The meeting was called to consider the financial proposals put forward by the Finance Minister, those put forward by Dr. Schacht and others. I explained that I did not wish it to be understood that I was representing the Belgians in this matter and that as I supposed their proposals would revolve around facilitating the borrowing of money by the Belgians with which to buy foodstuffs, they must bear in mind that primarily this was a matter between themselves and the Belgians; secondarily, however, as they expected to borrow the money from American agencies, I would be glad enough to inform them of such conditions as must necessarily surround any attempt on the part of the Belgians to borrow money in America, either with or without German assistance; that they must bear in mind that the American Government had practically prohibited the making of loans to any of the belligerent governments, and that therefore this loan would have to be neutral.

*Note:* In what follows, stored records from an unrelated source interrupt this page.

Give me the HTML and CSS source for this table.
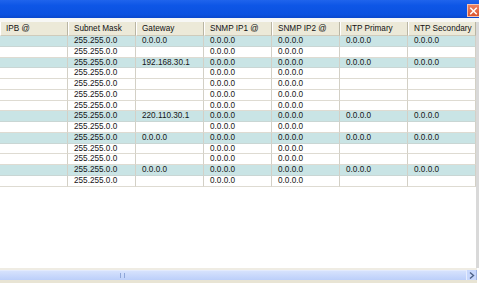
FILE: index.html
```html
<!DOCTYPE html>
<html>
<head>
<meta charset="utf-8">
<link rel="stylesheet" href="styles.css">
</head>
<body>
<div class="window">
  <div class="titlebar">
    <div class="close"><svg width="12" height="12" viewBox="0 0 12 12"><path d="M3 3 L9 9 M9 3 L3 9" stroke="#fff" stroke-width="1.6" stroke-linecap="square"/></svg></div>
  </div>
  <div class="spacer"></div>
  <div class="content">
    <div class="grid">
      <div class="hd">IPB @</div><div class="hd">Subnet Mask</div><div class="hd">Gateway</div><div class="hd">SNMP IP1 @</div><div class="hd">SNMP IP2 @</div><div class="hd">NTP Primary</div><div class="hd">NTP Secondary</div>

      <div class="c t"></div><div class="c t">255.255.0.0</div><div class="c t">0.0.0.0</div><div class="c t">0.0.0.0</div><div class="c t">0.0.0.0</div><div class="c t">0.0.0.0</div><div class="c t">0.0.0.0</div>
      <div class="c"></div><div class="c">255.255.0.0</div><div class="c"></div><div class="c">0.0.0.0</div><div class="c">0.0.0.0</div><div class="c"></div><div class="c"></div>
      <div class="c t"></div><div class="c t">255.255.0.0</div><div class="c t">192.168.30.1</div><div class="c t">0.0.0.0</div><div class="c t">0.0.0.0</div><div class="c t">0.0.0.0</div><div class="c t">0.0.0.0</div>
      <div class="c"></div><div class="c">255.255.0.0</div><div class="c"></div><div class="c">0.0.0.0</div><div class="c">0.0.0.0</div><div class="c"></div><div class="c"></div>
      <div class="c"></div><div class="c">255.255.0.0</div><div class="c"></div><div class="c">0.0.0.0</div><div class="c">0.0.0.0</div><div class="c"></div><div class="c"></div>
      <div class="c"></div><div class="c">255.255.0.0</div><div class="c"></div><div class="c">0.0.0.0</div><div class="c">0.0.0.0</div><div class="c"></div><div class="c"></div>
      <div class="c"></div><div class="c">255.255.0.0</div><div class="c"></div><div class="c">0.0.0.0</div><div class="c">0.0.0.0</div><div class="c"></div><div class="c"></div>
      <div class="c t"></div><div class="c t">255.255.0.0</div><div class="c t">220.110.30.1</div><div class="c t">0.0.0.0</div><div class="c t">0.0.0.0</div><div class="c t">0.0.0.0</div><div class="c t">0.0.0.0</div>
      <div class="c"></div><div class="c">255.255.0.0</div><div class="c"></div><div class="c">0.0.0.0</div><div class="c">0.0.0.0</div><div class="c"></div><div class="c"></div>
      <div class="c t"></div><div class="c t">255.255.0.0</div><div class="c t">0.0.0.0</div><div class="c t">0.0.0.0</div><div class="c t">0.0.0.0</div><div class="c t">0.0.0.0</div><div class="c t">0.0.0.0</div>
      <div class="c"></div><div class="c">255.255.0.0</div><div class="c"></div><div class="c">0.0.0.0</div><div class="c">0.0.0.0</div><div class="c"></div><div class="c"></div>
      <div class="c"></div><div class="c">255.255.0.0</div><div class="c"></div><div class="c">0.0.0.0</div><div class="c">0.0.0.0</div><div class="c"></div><div class="c"></div>
      <div class="c t"></div><div class="c t">255.255.0.0</div><div class="c t">0.0.0.0</div><div class="c t">0.0.0.0</div><div class="c t">0.0.0.0</div><div class="c t">0.0.0.0</div><div class="c t">0.0.0.0</div>
      <div class="c"></div><div class="c">255.255.0.0</div><div class="c"></div><div class="c">0.0.0.0</div><div class="c">0.0.0.0</div><div class="c"></div><div class="c"></div>
    </div>
  </div>
  <div class="hscroll">
    <div class="track">
      <div class="thumb"><span class="grip"></span></div>
      <div class="arrow"><svg width="6" height="7" viewBox="0 0 6 7"><path d="M1 0.5 L4.5 3.5 L1 6.5" fill="none" stroke="#4d6185" stroke-width="1.4"/></svg></div>
    </div>
  </div>
</div>
</body>
</html>
```

FILE: styles.css
```css
* { box-sizing: border-box; }
html, body { margin: 0; padding: 0; background: #fff; }
body { width: 479px; height: 283px; overflow: hidden; font-family: "Liberation Sans", Arial, sans-serif; }

.window { width: 479px; height: 283px; display: flex; flex-direction: column; background: #fff; }

.titlebar {
  height: 18px;
  flex: none;
  background: linear-gradient(#1f64ec 0%, #0e56e6 30%, #0b52e0 80%, #0a48cc 100%);
  display: flex;
  justify-content: flex-end;
  align-items: flex-end;
}
.close {
  width: 12px;
  height: 13px;
  margin-bottom: 1px;
  background: linear-gradient(#ec805f, #da5530);
  border: 1px solid #f4c2b0;
  border-right: none;
  display: flex;
  align-items: center;
  justify-content: flex-start;
}
.close svg { display: block; }

.spacer { height: 4px; flex: none; background: #f7f7f5; }

.content { flex: 1; background: #fff; border-right: 3px solid #d9d9d9; }

.grid {
  display: grid;
  grid-template-columns: 68px 68px 68px 68px 68px 68px 68px;
  grid-template-rows: 14px repeat(14, 10.75px);
  width: 476px;
  font-size: 8.2px;
  color: #151515;
}
.hd {
  background: #ece9d8;
  border-right: 1px solid #b9b5a3;
  border-left: 1px solid #fff;
  border-bottom: 1px solid #cfcbbb;
  padding-left: 5px;
  line-height: 13px;
  white-space: nowrap;
  overflow: hidden;
  color: #111;
}
.c {
  border-right: 1px solid #d3d0c6;
  border-bottom: 1px solid #dedbd2;
  padding-left: 6px;
  line-height: 10px;
  white-space: nowrap;
  overflow: hidden;
}
.c.t { background: #c9e4e5; border-bottom-color: #c9d6d4; }

.hscroll { height: 15px; flex: none; background: #fff; padding-right: 2px; }
.track {
  height: 15px;
  display: flex;
  border-top: 2px solid #efece3;
  border-bottom: 3px solid #e8e4d4;
  background: #c6d6fb;
}
.thumb {
  flex: 1;
  background: linear-gradient(#d6e2fd, #bccffa);
  border-top: 1px solid #e2eafd;
  display: flex;
  justify-content: center;
  align-items: center;
  padding-right: 222px;
}
.grip { width: 5px; height: 5px; border-left: 1px solid #8ea6d8; border-right: 1px solid #8ea6d8; }
.arrow {
  width: 11px;
  background: #c7d7fc;
  border-left: 1px solid #e6edfe;
  border-right: 1px solid #9fb4e2;
  display: flex;
  align-items: center;
  justify-content: center;
}
.arrow svg { display: block; }
```
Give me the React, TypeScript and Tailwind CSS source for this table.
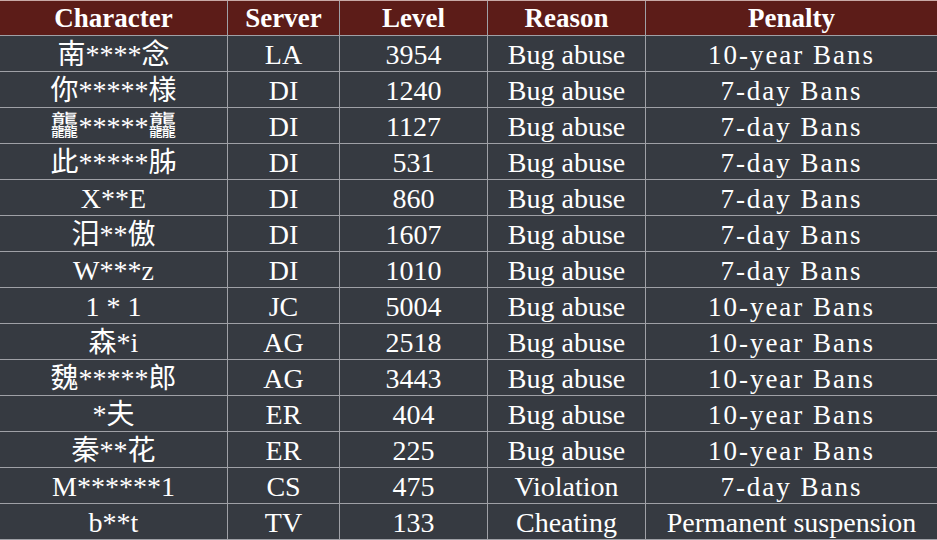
import React from "react";

const rows = [
  ["南****念", "LA", "3954", "Bug abuse", "10-year Bans"],
  ["你*****様", "DI", "1240", "Bug abuse", "7-day Bans"],
  ["龘*****龘", "DI", "1127", "Bug abuse", "7-day Bans"],
  ["此*****胏", "DI", "531", "Bug abuse", "7-day Bans"],
  ["X**E", "DI", "860", "Bug abuse", "7-day Bans"],
  ["汨**傲", "DI", "1607", "Bug abuse", "7-day Bans"],
  ["W***z", "DI", "1010", "Bug abuse", "7-day Bans"],
  ["1 * 1", "JC", "5004", "Bug abuse", "10-year Bans"],
  ["森*i", "AG", "2518", "Bug abuse", "10-year Bans"],
  ["魏*****郎", "AG", "3443", "Bug abuse", "10-year Bans"],
  ["*夫", "ER", "404", "Bug abuse", "10-year Bans"],
  ["秦**花", "ER", "225", "Bug abuse", "10-year Bans"],
  ["M******1", "CS", "475", "Violation", "7-day Bans"],
  ["b**t", "TV", "133", "Cheating", "Permanent suspension"],
];

export default function App() {
  return (
    <div className="w-[937px] h-[540px] overflow-hidden bg-[#363a41] text-white font-[Liberation_Serif,Noto_Sans_CJK_SC,serif]">
      <div className="flex h-9 bg-[#5c1c18] border-t border-t-[#c9a9a6] border-b border-b-[#9fa0a6] font-bold text-[27px] leading-none">
        <div className="w-[228px] flex items-center justify-center border-r border-[#9fa0a6]">Character</div>
        <div className="w-[112px] flex items-center justify-center border-r border-[#9fa0a6]">Server</div>
        <div className="w-[148px] flex items-center justify-center border-r border-[#9fa0a6]">Level</div>
        <div className="w-[158px] flex items-center justify-center border-r border-[#9fa0a6]">Reason</div>
        <div className="flex-1 flex items-center justify-center">Penalty</div>
      </div>
      {rows.map((r, i) => (
        <div key={i} className="flex h-9 border-b border-[#9fa0a6] text-[28px] leading-none">
          <div className="w-[228px] flex items-center justify-center pt-[3px] border-r border-[#9fa0a6]">{r[0]}</div>
          <div className="w-[112px] flex items-center justify-center pt-[3px] border-r border-[#9fa0a6]">{r[1]}</div>
          <div className="w-[148px] flex items-center justify-center pt-[3px] border-r border-[#9fa0a6]">{r[2]}</div>
          <div className="w-[158px] flex items-center justify-center pt-[3px] border-r border-[#9fa0a6]">{r[3]}</div>
          <div
            className={
              r[4].startsWith("Permanent")
                ? "flex-1 flex items-center justify-center pt-[3px]"
                : "flex-1 flex items-center justify-center pt-[3px] text-[27px] tracking-[2px]"
            }
          >
            {r[4]}
          </div>
        </div>
      ))}
    </div>
  );
}
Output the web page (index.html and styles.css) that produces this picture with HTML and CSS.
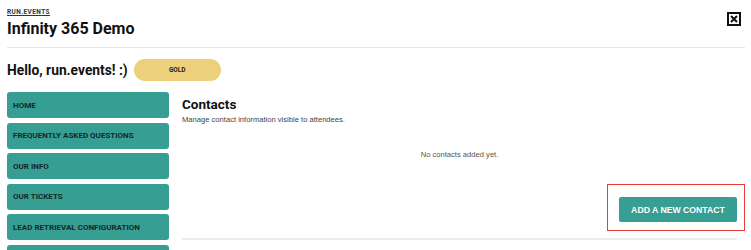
FILE: index.html
```html
<!DOCTYPE html>
<html>
<head>
<meta charset="utf-8">
<link rel="stylesheet" href="styles.css">
</head>
<body>
<div class="page">
  <header class="top">
    <div class="brand">
      <a class="org" href="#">RUN.EVENTS</a>
      <h1 class="title">Infinity 365 Demo</h1>
    </div>
    <button class="close" aria-label="Close">
      <svg width="14" height="14" viewBox="0 0 14 14"><rect x="1" y="1" width="12" height="12" fill="#fff" stroke="#111" stroke-width="2"/><path d="M4 4 L10 10 M10 4 L4 10" stroke="#111" stroke-width="2"/></svg>
    </button>
  </header>
  <div class="rule"></div>
  <div class="hello">
    <h2 class="greet">Hello, run.events! :)</h2>
    <span class="tier">GOLD</span>
  </div>
  <div class="main">
    <nav class="side">
      <a class="nav" href="#">HOME</a>
      <a class="nav" href="#">FREQUENTLY ASKED QUESTIONS</a>
      <a class="nav" href="#">OUR INFO</a>
      <a class="nav" href="#">OUR TICKETS</a>
      <a class="nav" href="#">LEAD RETRIEVAL CONFIGURATION</a>
      <a class="nav" href="#" aria-label="Contacts"></a>
    </nav>
    <section class="content">
      <h3 class="ctitle">Contacts</h3>
      <p class="cdesc">Manage contact information visible to attendees.</p>
      <p class="empty">No contacts added yet.</p>
      <div class="actions">
        <button class="add">ADD A NEW CONTACT</button>
        <span class="mark"></span>
      </div>
      <div class="crule"></div>
    </section>
  </div>
</div>
</body>
</html>
```

FILE: styles.css
```css
* { box-sizing: border-box; }
html, body { margin: 0; padding: 0; background: #fff; }
body { font-family: Roboto, "Liberation Sans", sans-serif; color: #111; overflow: hidden; height: 250px; }
.page { padding: 0 6px 0 7px; }
.top { display: flex; justify-content: space-between; align-items: flex-start; padding-top: 8px; height: 47px; }
.brand { display: flex; flex-direction: column; }
.org { font-size: 6.5px; font-weight: 700; color: #333; text-decoration: underline; letter-spacing: 0.4px; line-height: 8px; }
.title { margin: 0; font-size: 16px; font-weight: 700; line-height: 22px; margin-top: 2px; }
.close { border: 0; background: none; padding: 0; margin: 4px 4px 0 0; display: block; width: 14px; height: 14px; }
.close svg { display: block; }
.rule { height: 1px; background: #e6e6e6; }
.hello { display: flex; align-items: center; gap: 6px; height: 44px; }
.greet { margin: 0; font-size: 13.8px; font-weight: 700; }
.tier { display: inline-flex; align-items: center; justify-content: center; width: 87px; height: 22px; border-radius: 11px; background: #edd07a; font-size: 6.5px; font-weight: 700; color: #222; }
.main { display: grid; grid-template-columns: 162px 555px; column-gap: 13px; }
.side { display: flex; flex-direction: column; gap: 4.5px; }
.nav { display: flex; align-items: center; height: 26px; padding-left: 6px; background: #379e94; border-radius: 3px; color: #142826; font-size: 8px; font-weight: 700; text-decoration: none; }
.content { display: flex; flex-direction: column; }
.ctitle { margin: 3px 0 0; font-size: 13.5px; font-weight: 700; line-height: 18px; }
.cdesc { margin: 2px 0 0; font-family: "Liberation Sans", Arial, sans-serif; font-size: 7.6px; color: #444; }
.empty { margin: 26px 0 0; text-align: center; font-family: "Liberation Sans", Arial, sans-serif; font-size: 7.6px; color: #555; }
.actions { position: relative; display: flex; justify-content: flex-end; margin-top: 38px; }
.add { border: 0; background: #379e94; color: #fff; font-family: "Liberation Sans", Arial, sans-serif; font-weight: 700; font-size: 8.7px; width: 118px; height: 25px; border-radius: 2px; padding: 0; }
.mark { position: absolute; left: 425px; right: -8px; top: -13px; bottom: -9px; border: 1.5px solid #e63c3c; pointer-events: none; }
.crule { height: 2px; background: #ececec; margin-top: 16px; }
```
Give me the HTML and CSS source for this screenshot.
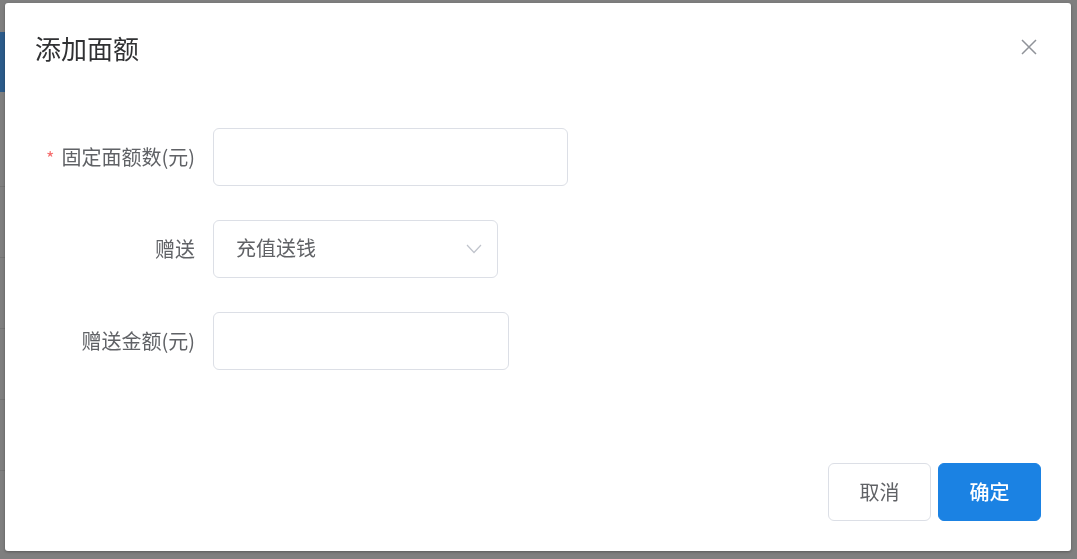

It could only be made neutral by virtue of being guaranteed on both sides. Furthermore, the susceptibilities of the Belgian people and the susceptibilities of the English must be taken into account, as well as the Germans; that no loan could be issued unless there was a firm agreement that the objects of the loan should be solely for the support of the civilian population; that there would be no requisitioning of foodstuffs in Belgium so long as the loan was unpaid; and, on the other side, the English would have to agree to give facilities for the engagement and passage of the ships. The conversation lasted a long time, chiefly in German, and the Chairman of the Reichsbank seemed initially much opposed to the idea; but after infinite discourse they seemed all agreed on the proposals as above laid down, that is, that if the Belgians wished to borrow fifty million dollars in America, the German Government would unqualifiedly guarantee the loan; that the Belgian Government at the Havre should be asked to guarantee the loan; that an agreement should be entered into by which the Germans undertook that there would be no food requisitions in Belgium at any time during the currency of the loan; that the proceeds either in money or food should be entirely for the civilian population, and that the English should undertake to place no obstacles in the moving of ships for this purpose; and they undertook to recommend this procedure at the Cabinet meeting which they were to attend at six o'clock this evening.